Director Carol Reed, one of the great talents of the British film industry in the 1940s and 1950s can't do much with the script, which takes the plot twists and lets the audience in on them far too early. While the effect is not inept, it is not particularly interesting and is best viewed on a dull afternoon.
What happened in Paris? I'm still waiting.
The romantic team of John Loder and Nancy Burnes really have no chemistry in this so-called sophisticated comedy where they meet over a pair of ladies underwear, fight, declare their dislike each other and before you know it are calling each other darling. The opening scene with a pair of her panties flying out of the window and ending up on a innocent man's shoulder, tossed into a sewer and ending up with a cute monkey is the best moment of the film which focuses on a struggling artist (Loder) and a promising dress designer (Burnes) who I guess finally bury their differences in their shared experiences of struggling, and before you know it, they are sharing every romantic aspect of the city of lights.

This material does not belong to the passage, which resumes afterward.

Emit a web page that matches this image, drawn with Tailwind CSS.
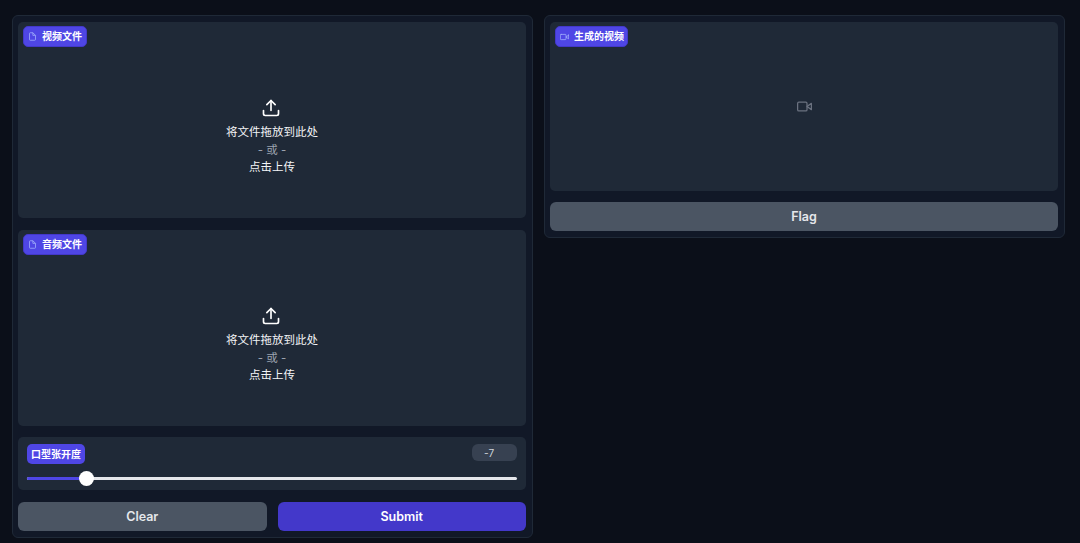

When the shrill sounding Burnes brakes into a song that takes the camera outside of the room where a party is happening and flashes on different parts of the city, I could just imagine all the fast forwarding going on a viewers who couldn't take any more of it. She's attractive enough and he's quite handsome, but they are beyond generic in screen charisma. Of course, he's keeping a secret, not being as poor and struggling as she thought. I had high hopes for this as a sophisticated romantic comedy, and found alit deadly dull.